MAXXI L’AQUILA. THE MUSEUM FITTING PROJECT

The museum layout project for the new MAXXI AQUILA is a synthesis between the restoration of a historic building and the creation of a flexible and innovative infrastructure with the characteristics of our time. In the project, the two dimensions – history and present – coexist in a process of continuous interaction that does not form a single and defined image but represents an open exchange between the conservation work and the creation of a contemporary context through new functions that inhabit the historical architecture. The challenge of the project, which involved architects from the Superintendency and museum architects from MAXXI, was to integrate the historical identity of the building with its new intended use and its new life cycle as a museum organism.

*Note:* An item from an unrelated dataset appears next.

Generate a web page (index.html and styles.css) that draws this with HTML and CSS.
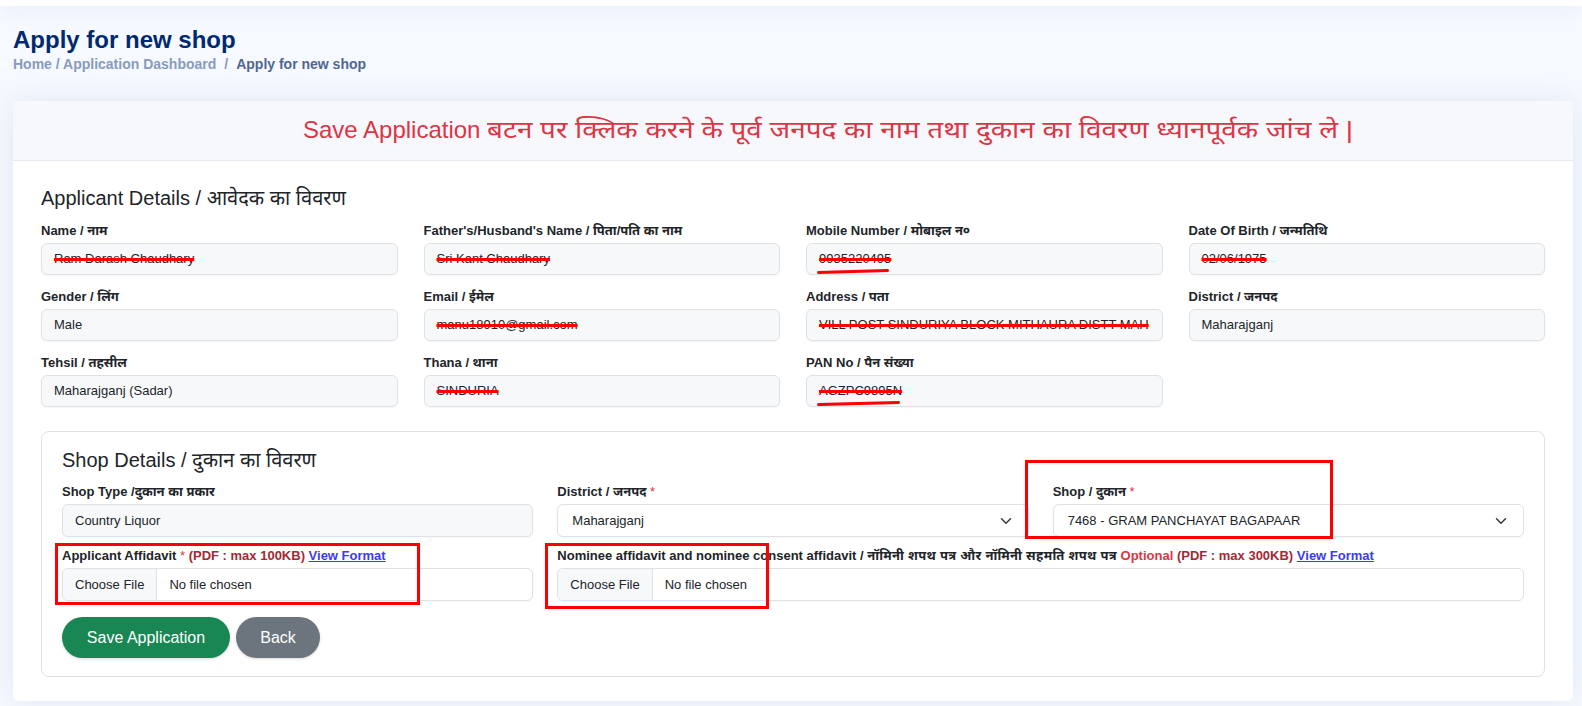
FILE: index.html
```html
<!DOCTYPE html>
<html lang="hi">
<head>
<meta charset="utf-8">
<title>Apply for new shop</title>
<link rel="stylesheet" href="styles.css">
</head>
<body>
<div class="topbar"></div>
<main class="main">
  <div class="pagetitle">
    <h1>Apply for new shop</h1>
    <nav class="crumbs"><span class="crumb">Home / Application Dashboard</span><span class="sep">/</span><span class="crumb-active">Apply for new shop</span></nav>
  </div>

  <section class="card">
    <div class="card-header"><span class="hdr-latin">Save Application </span><span class="hdr-deva">बटन पर क्लिक करने के पूर्व जनपद का नाम तथा दुकान का विवरण ध्यानपूर्वक जांच ले |</span></div>
    <div class="card-body">
      <h5 class="section-title">Applicant Details / आवेदक का विवरण</h5>
      <div class="grid4">
        <div class="field"><label>Name / नाम</label><div class="input ro"><span class="redact">Ram Darash Chaudhary</span></div></div>
        <div class="field"><label>Father's/Husband's Name / पिता/पति का नाम</label><div class="input ro"><span class="redact">Sri Kant Chaudhary</span></div></div>
        <div class="field"><label>Mobile Number / मोबाइल न०</label><div class="input ro"><span class="redact double">9935220495</span></div></div>
        <div class="field"><label>Date Of Birth / जन्मतिथि</label><div class="input ro"><span class="redact">02/06/1975</span></div></div>

        <div class="field"><label>Gender / लिंग</label><div class="input ro">Male</div></div>
        <div class="field"><label>Email / ईमेल</label><div class="input ro"><span class="redact">manu18910@gmail.com</span></div></div>
        <div class="field"><label>Address / पता</label><div class="input ro tight"><span class="redact">VILL POST SINDURIYA BLOCK MITHAURA DISTT MAH</span></div></div>
        <div class="field"><label>District / जनपद</label><div class="input ro">Maharajganj</div></div>

        <div class="field"><label>Tehsil / तहसील</label><div class="input ro">Maharajganj (Sadar)</div></div>
        <div class="field"><label>Thana / थाना</label><div class="input ro"><span class="redact">SINDURIA</span></div></div>
        <div class="field"><label>PAN No / पैन संख्या</label><div class="input ro"><span class="redact double">AGZPC9895N</span></div></div>
      </div>

      <div class="subcard">
        <h5 class="section-title">Shop Details / दुकान का विवरण</h5>
        <div class="grid3">
          <div class="field"><label>Shop Type /दुकान का प्रकार</label><div class="input ro tall">Country Liquor</div></div>
          <div class="field"><label>District / जनपद <span class="req">*</span></label><div class="input select tall"><span>Maharajganj</span><svg class="chev" width="12" height="8" viewBox="0 0 12 8"><path d="M1.5 1.8 L6 6.2 L10.5 1.8" fill="none" stroke="#343a40" stroke-width="1.5" stroke-linecap="round" stroke-linejoin="round"/></svg></div></div>
          <div class="field"><label>Shop / दुकान <span class="req">*</span></label><div class="input select tall"><span>7468 - GRAM PANCHAYAT BAGAPAAR</span><svg class="chev" width="12" height="8" viewBox="0 0 12 8"><path d="M1.5 1.8 L6 6.2 L10.5 1.8" fill="none" stroke="#343a40" stroke-width="1.5" stroke-linecap="round" stroke-linejoin="round"/></svg></div></div>

          <div class="field"><label>Applicant Affidavit <span class="req">*</span> <span class="note">(PDF : max 100KB)</span> <a class="link" href="#">View Format</a></label><div class="input file tall"><span class="file-btn">Choose File</span><span class="file-name">No file chosen</span></div></div>
          <div class="field span2"><label>Nominee affidavit and nominee consent affidavit / <span class="deva-wide">नॉमिनी शपथ पत्र और नॉमिनी सहमति शपथ पत्र</span> <span class="opt">Optional</span> <span class="note">(PDF : max 300KB)</span> <a class="link" href="#">View Format</a></label><div class="input file tall"><span class="file-btn">Choose File</span><span class="file-name">No file chosen</span></div></div>
        </div>
        <div class="actions">
          <button class="btn btn-save" type="button">Save Application</button>
          <button class="btn btn-back" type="button">Back</button>
        </div>
      </div>
    </div>
  </section>

  <div class="mark mark-affidavit"></div>
  <div class="mark mark-nominee"></div>
  <div class="mark mark-shop"></div>
</main>
</body>
</html>
```

FILE: styles.css
```css
* { box-sizing: border-box; }
html, body { margin: 0; padding: 0; }
body {
  background: #f6f9ff;
  font-family: "Liberation Sans", Arial, "Noto Sans Devanagari", "Nirmala UI", "Mangal", sans-serif;
  color: #212529;
  width: 1582px;
  height: 706px;
  overflow: hidden;
}
.topbar {
  height: 6px;
  background: #ffffff;
  box-shadow: 0 2px 20px rgba(1, 41, 112, 0.12);
  position: relative;
  z-index: 2;
}
.main {
  position: relative;
  padding: 19px 9px 0 13px;
}
.pagetitle h1 {
  margin: 0;
  font-size: 24px;
  line-height: 29px;
  font-weight: 700;
  color: #012970;
}
.crumbs {
  font-size: 14px;
  line-height: 21px;
  font-weight: 700;
  color: #899bbd;
}
.crumbs .sep { padding: 0 8px; }
.crumbs .crumb-active { color: #51678f; }

.card {
  margin-top: 26px;
  background: #ffffff;
  border-radius: 6px;
  box-shadow: 0 0 30px rgba(1, 41, 112, 0.09);
  overflow: hidden;
}
.card-header {
  background: #f7f8fb;
  border-bottom: 1px solid #e6e9ef;
  color: #dc3545;
  font-size: 24px;
  line-height: 36px;
  height: 60px;
  padding: 11px 16px 11px 290px;
  white-space: nowrap;
}
.hdr-deva {
  display: inline-block;
  transform: scaleX(1.16);
  transform-origin: left center;
}
.card-body {
  padding: 25px 28px 24px 28px;
}
.section-title {
  margin: 0 0 10px 0;
  font-size: 20px;
  line-height: 24px;
  font-weight: 400;
  color: #212529;
}
.card-body > .section-title { margin-bottom: 11px; }

.grid4 {
  display: grid;
  grid-template-columns: repeat(4, minmax(0, 1fr));
  column-gap: 26px;
  row-gap: 12px;
}
.grid3 {
  display: grid;
  grid-template-columns: repeat(3, minmax(0, 1fr));
  column-gap: 24px;
  row-gap: 9px;
}
.span2 { grid-column: span 2; }

.field { min-width: 0; }
.field label {
  display: block;
  font-size: 13px;
  line-height: 20px;
  height: 20px;
  font-weight: 700;
  color: #212529;
  margin-bottom: 2px;
  white-space: nowrap;
}
.deva-wide { letter-spacing: 0.3px; }
.req { color: #dc3545; font-weight: 400; }
.opt { color: #dc3545; }
.note { color: #a52834; }
.link { color: #3b3bf5; text-decoration: underline; }

.input {
  height: 32px;
  border: 1px solid #dee2e6;
  border-radius: 6px;
  background: #ffffff;
  font-size: 13px;
  line-height: 30px;
  padding: 0 12px;
  color: #212529;
  white-space: nowrap;
  overflow: hidden;
  box-shadow: 0 1px 2px rgba(0, 0, 0, 0.04);
}
.input.tight { padding-right: 2px; }
.input.tall { height: 33px; line-height: 31px; }
.input.ro { background: #f7f8fa; }

.redact {
  position: relative;
  text-decoration: line-through;
  text-decoration-color: #ff0000;
  text-decoration-thickness: 3px;
}
.redact.double::after {
  content: "";
  position: absolute;
  left: -2px;
  width: 100%;
  top: 19px;
  height: 3px;
  background: #ff0000;
  border-radius: 2px;
  transform: rotate(-1.5deg);
}

.input.select {
  display: flex;
  align-items: center;
  justify-content: space-between;
  padding: 0 16px 0 14px;
}
.chev { flex: none; }

.input.file {
  display: flex;
  padding: 0;
}
.file-btn {
  background: #f7f8fa;
  border-right: 1px solid #dee2e6;
  padding: 0 12px;
}
.file-name { padding: 0 12px; }

.subcard {
  margin-top: 24px;
  border: 1px solid #dee2e6;
  border-radius: 8px;
  padding: 16px 20px 18px 20px;
}
.actions {
  display: flex;
  gap: 6px;
  margin-top: 16px;
}
.btn {
  height: 41px;
  border: none;
  border-radius: 21px;
  color: #ffffff;
  font-family: "Liberation Sans", Arial, sans-serif;
  font-size: 16px;
  padding: 0;
  box-shadow: 0 1px 3px rgba(0, 0, 0, 0.15);
}
.btn-save { background: #198754; width: 168px; }
.btn-back { background: #6c757d; width: 84px; }

.mark {
  position: absolute;
  border: 3px solid #ff0000;
  pointer-events: none;
}
.mark-affidavit { left: 55px; top: 537px; width: 365px; height: 62px; }
.mark-nominee { left: 545px; top: 537px; width: 224px; height: 66px; }
.mark-shop { left: 1025px; top: 454px; width: 308px; height: 79px; }
```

MAXXI L’Aquila information and timetables

MAXXI L’Aquila is open from Thursday to Sunday (hours: Thursday 15.00 – 19.00, Friday – Sunday 12.00 – 20.00) with free admission for the inhabitants of L’Aquila and Abruzzo for the whole of 2021. For the entire duration of the exhibition Point of balance every Saturday and Sunday the visits will be enriched by a cultural mediation service by the Education Office and the Training Office of MAXXI, which makes the visit to the museum an active and participatory experience, with the students of the Academy of Fine Arts and the degree course in Cultural Heritage of the University of L’Aquila.